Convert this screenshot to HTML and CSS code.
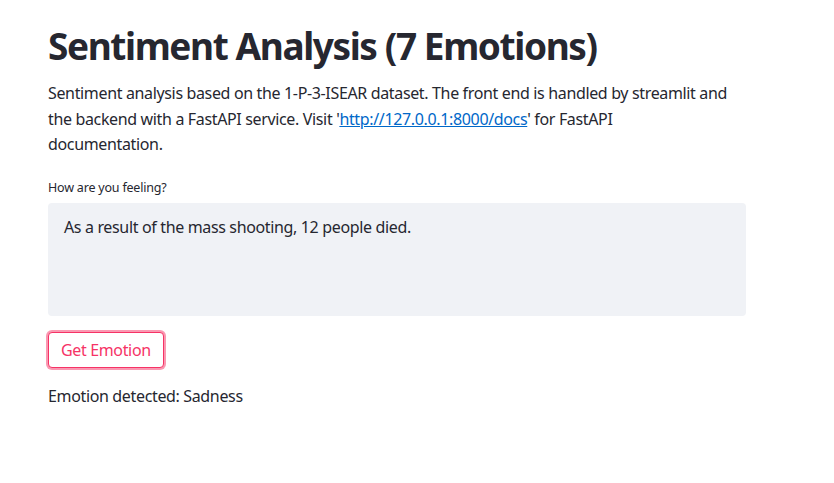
FILE: index.html
```html
<!DOCTYPE html>
<html>
<head>
<meta charset="utf-8">
<link rel="stylesheet" href="styles.css">
</head>
<body>
<main class="block">
  <h1 class="title">Sentiment Analysis (7 Emotions)</h1>
  <p class="intro">Sentiment analysis based on the 1-P-3-ISEAR dataset. The front end is handled by streamlit and the backend with a FastAPI service. Visit '<a href="#">http://127.0.0.1:8000/docs</a>' for FastAPI documentation.</p>
  <label class="label">How are you feeling?</label>
  <div class="textarea">As a result of the mass shooting, 12 people died.</div>
  <button class="btn">Get Emotion</button>
  <p class="result">Emotion detected: Sadness</p>
</main>
</body>
</html>
```
FILE: styles.css
```css
html, body { margin: 0; padding: 0; background: #fff; }
body { font-family: "Noto Sans", "Open Sans", sans-serif; color: rgb(38,39,48); letter-spacing: -0.35px; }
.block { width: 698px; padding: 0 0 0 48px; display: flex; flex-direction: column; align-items: flex-start; }
.title { font-size: 37px; font-weight: 700; margin: 22px 0 0 0; line-height: 48px; letter-spacing: -1.4px; }
.intro { max-width: 681px; font-size: 16px; line-height: 25.6px; margin: 11px 0 0 0; }
.intro a { color: #0068c9; }
.label { font-size: 12.5px; margin-top: 22px; line-height: 16px; letter-spacing: -0.2px; }
.textarea { box-sizing: border-box; width: 698px; height: 113px; margin-top: 7px; background: #f0f2f6; border-radius: 4px; padding: 12px 16px; font-size: 16px; line-height: 24px; }
.btn { margin-top: 16px; font-family: inherit; letter-spacing: -0.35px; font-size: 16px; color: #f63366; background: #fff; border: 1px solid #f63366; border-radius: 4px; padding: 0 12px; height: 36px; box-shadow: 0 0 0 2px rgba(246,51,102,0.5); }
.result { font-size: 16px; line-height: 24px; margin: 16px 0 0 0; }
```
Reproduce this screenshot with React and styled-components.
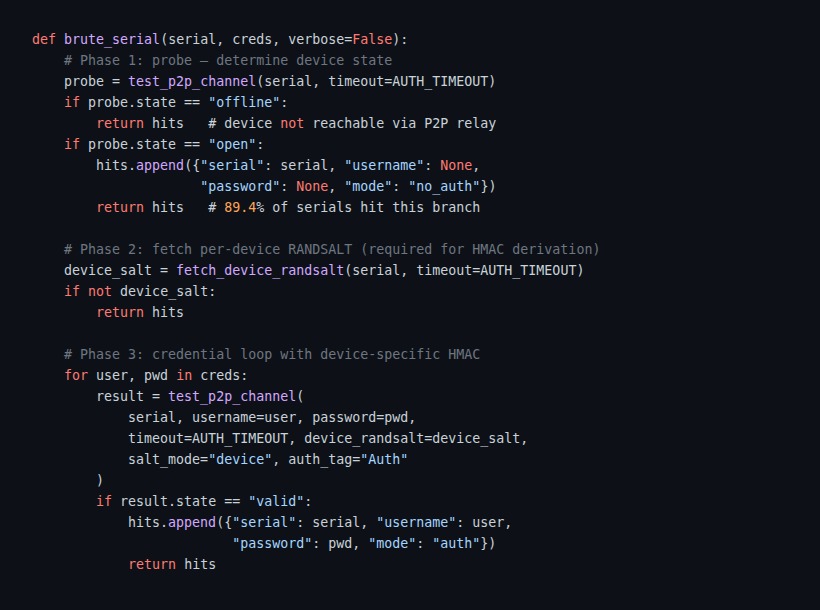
import React from 'react';
import styled, { createGlobalStyle } from 'styled-components';

const Global = createGlobalStyle`
  html, body {
    margin: 0;
    padding: 0;
    background: #0d1117;
  }
`;

const colors = {
  kw: '#ff7b72',
  fn: '#d2a8ff',
  str: '#a5d6ff',
  num: '#ffa657',
  com: '#6e7681',
  txt: '#c9d1d9',
};

const Block = styled.pre`
  margin: 0;
  padding: 29px 32px;
  min-height: 610px;
  box-sizing: border-box;
  background: #0d1117;
  color: #c9d1d9;
  font-family: 'DejaVu Sans Mono', 'Liberation Mono', monospace;
  font-size: 13.3px;
  line-height: 21px;
`;

const Line = styled.div`
  height: 21px;
  white-space: pre;
`;

const Tok = styled.span`
  color: ${(p) => colors[p.$kind] || colors.txt};
`;

const K = (t) => ['kw', t];
const F = (t) => ['fn', t];
const S = (t) => ['str', t];
const N = (t) => ['num', t];
const C = (t) => ['com', t];
const T = (t) => ['txt', t];

const code = [
  [K('def'), T(' '), F('brute_serial'), T('(serial, creds, verbose='), K('False'), T('):')],
  [T('    '), C('# Phase 1: probe — determine device state')],
  [T('    probe = '), F('test_p2p_channel'), T('(serial, timeout=AUTH_TIMEOUT)')],
  [T('    '), K('if'), T(' probe.state == '), S('"offline"'), T(':')],
  [T('        '), K('return'), T(' hits   # device '), K('not'), T(' reachable via P2P relay')],
  [T('    '), K('if'), T(' probe.state == '), S('"open"'), T(':')],
  [T('        hits.'), F('append'), T('({'), S('"serial"'), T(': serial, '), S('"username"'), T(': '), K('None'), T(',')],
  [T('                     '), S('"password"'), T(': '), K('None'), T(', '), S('"mode"'), T(': '), S('"no_auth"'), T('})')],
  [T('        '), K('return'), T(' hits   # '), N('89.4'), T('% of serials hit this branch')],
  [],
  [T('    '), C('# Phase 2: fetch per-device RANDSALT (required for HMAC derivation)')],
  [T('    device_salt = '), F('fetch_device_randsalt'), T('(serial, timeout=AUTH_TIMEOUT)')],
  [T('    '), K('if'), T(' '), K('not'), T(' device_salt:')],
  [T('        '), K('return'), T(' hits')],
  [],
  [T('    '), C('# Phase 3: credential loop with device-specific HMAC')],
  [T('    '), K('for'), T(' user, pwd '), K('in'), T(' creds:')],
  [T('        result = '), F('test_p2p_channel'), T('(')],
  [T('            serial, username=user, password=pwd,')],
  [T('            timeout=AUTH_TIMEOUT, device_randsalt=device_salt,')],
  [T('            salt_mode='), S('"device"'), T(', auth_tag='), S('"Auth"')],
  [T('        )')],
  [T('        '), K('if'), T(' result.state == '), S('"valid"'), T(':')],
  [T('            hits.'), F('append'), T('({'), S('"serial"'), T(': serial, '), S('"username"'), T(': user,')],
  [T('                         '), S('"password"'), T(': pwd, '), S('"mode"'), T(': '), S('"auth"'), T('})')],
  [T('            '), K('return'), T(' hits')],
];

const App = () => {
  return (
    <>
      <Global />
      <Block>
        {code.map((line, i) => (
          <Line key={i}>
            {line.length === 0
              ? ' '
              : line.map(([kind, text], j) => (
                  <Tok key={j} $kind={kind}>
                    {text}
                  </Tok>
                ))}
          </Line>
        ))}
      </Block>
    </>
  );
};

export default App;
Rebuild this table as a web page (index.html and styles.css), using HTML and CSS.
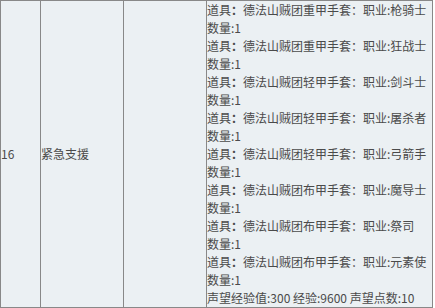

__WRITTEN TASK__: Leave out all pictures, then copy the remaining material exactly.

__TASK ANSWER__:
Convert this screenshot to HTML and CSS code.
FILE: index.html
```html
<!DOCTYPE html>
<html>
<head>
<meta charset="utf-8">
<link rel="stylesheet" href="styles.css">
</head>
<body>
<main class="block">
  <h1 class="title">Sentiment Analysis (7 Emotions)</h1>
  <p class="intro">Sentiment analysis based on the 1-P-3-ISEAR dataset. The front end is handled by streamlit and the backend with a FastAPI service. Visit '<a href="#">http://127.0.0.1:8000/docs</a>' for FastAPI documentation.</p>
  <label class="label">How are you feeling?</label>
  <div class="textarea">As a result of the mass shooting, 12 people died.</div>
  <button class="btn">Get Emotion</button>
  <p class="result">Emotion detected: Sadness</p>
</main>
</body>
</html>
```
FILE: styles.css
```css
html, body { margin: 0; padding: 0; background: #fff; }
body { font-family: "Noto Sans", "Open Sans", sans-serif; color: rgb(38,39,48); letter-spacing: -0.35px; }
.block { width: 698px; padding: 0 0 0 48px; display: flex; flex-direction: column; align-items: flex-start; }
.title { font-size: 37px; font-weight: 700; margin: 22px 0 0 0; line-height: 48px; letter-spacing: -1.4px; }
.intro { max-width: 681px; font-size: 16px; line-height: 25.6px; margin: 11px 0 0 0; }
.intro a { color: #0068c9; }
.label { font-size: 12.5px; margin-top: 22px; line-height: 16px; letter-spacing: -0.2px; }
.textarea { box-sizing: border-box; width: 698px; height: 113px; margin-top: 7px; background: #f0f2f6; border-radius: 4px; padding: 12px 16px; font-size: 16px; line-height: 24px; }
.btn { margin-top: 16px; font-family: inherit; letter-spacing: -0.35px; font-size: 16px; color: #f63366; background: #fff; border: 1px solid #f63366; border-radius: 4px; padding: 0 12px; height: 36px; box-shadow: 0 0 0 2px rgba(246,51,102,0.5); }
.result { font-size: 16px; line-height: 24px; margin: 16px 0 0 0; }
```
Reproduce this screenshot with React and styled-components.
import React from 'react';
import styled, { createGlobalStyle } from 'styled-components';

const Global = createGlobalStyle`
  html, body {
    margin: 0;
    padding: 0;
    background: #0d1117;
  }
`;

const colors = {
  kw: '#ff7b72',
  fn: '#d2a8ff',
  str: '#a5d6ff',
  num: '#ffa657',
  com: '#6e7681',
  txt: '#c9d1d9',
};

const Block = styled.pre`
  margin: 0;
  padding: 29px 32px;
  min-height: 610px;
  box-sizing: border-box;
  background: #0d1117;
  color: #c9d1d9;
  font-family: 'DejaVu Sans Mono', 'Liberation Mono', monospace;
  font-size: 13.3px;
  line-height: 21px;
`;

const Line = styled.div`
  height: 21px;
  white-space: pre;
`;

const Tok = styled.span`
  color: ${(p) => colors[p.$kind] || colors.txt};
`;

const K = (t) => ['kw', t];
const F = (t) => ['fn', t];
const S = (t) => ['str', t];
const N = (t) => ['num', t];
const C = (t) => ['com', t];
const T = (t) => ['txt', t];

const code = [
  [K('def'), T(' '), F('brute_serial'), T('(serial, creds, verbose='), K('False'), T('):')],
  [T('    '), C('# Phase 1: probe — determine device state')],
  [T('    probe = '), F('test_p2p_channel'), T('(serial, timeout=AUTH_TIMEOUT)')],
  [T('    '), K('if'), T(' probe.state == '), S('"offline"'), T(':')],
  [T('        '), K('return'), T(' hits   # device '), K('not'), T(' reachable via P2P relay')],
  [T('    '), K('if'), T(' probe.state == '), S('"open"'), T(':')],
  [T('        hits.'), F('append'), T('({'), S('"serial"'), T(': serial, '), S('"username"'), T(': '), K('None'), T(',')],
  [T('                     '), S('"password"'), T(': '), K('None'), T(', '), S('"mode"'), T(': '), S('"no_auth"'), T('})')],
  [T('        '), K('return'), T(' hits   # '), N('89.4'), T('% of serials hit this branch')],
  [],
  [T('    '), C('# Phase 2: fetch per-device RANDSALT (required for HMAC derivation)')],
  [T('    device_salt = '), F('fetch_device_randsalt'), T('(serial, timeout=AUTH_TIMEOUT)')],
  [T('    '), K('if'), T(' '), K('not'), T(' device_salt:')],
  [T('        '), K('return'), T(' hits')],
  [],
  [T('    '), C('# Phase 3: credential loop with device-specific HMAC')],
  [T('    '), K('for'), T(' user, pwd '), K('in'), T(' creds:')],
  [T('        result = '), F('test_p2p_channel'), T('(')],
  [T('            serial, username=user, password=pwd,')],
  [T('            timeout=AUTH_TIMEOUT, device_randsalt=device_salt,')],
  [T('            salt_mode='), S('"device"'), T(', auth_tag='), S('"Auth"')],
  [T('        )')],
  [T('        '), K('if'), T(' result.state == '), S('"valid"'), T(':')],
  [T('            hits.'), F('append'), T('({'), S('"serial"'), T(': serial, '), S('"username"'), T(': user,')],
  [T('                         '), S('"password"'), T(': pwd, '), S('"mode"'), T(': '), S('"auth"'), T('})')],
  [T('            '), K('return'), T(' hits')],
];

const App = () => {
  return (
    <>
      <Global />
      <Block>
        {code.map((line, i) => (
          <Line key={i}>
            {line.length === 0
              ? ' '
              : line.map(([kind, text], j) => (
                  <Tok key={j} $kind={kind}>
                    {text}
                  </Tok>
                ))}
          </Line>
        ))}
      </Block>
    </>
  );
};

export default App;
Rebuild this table as a web page (index.html and styles.css), using HTML and CSS.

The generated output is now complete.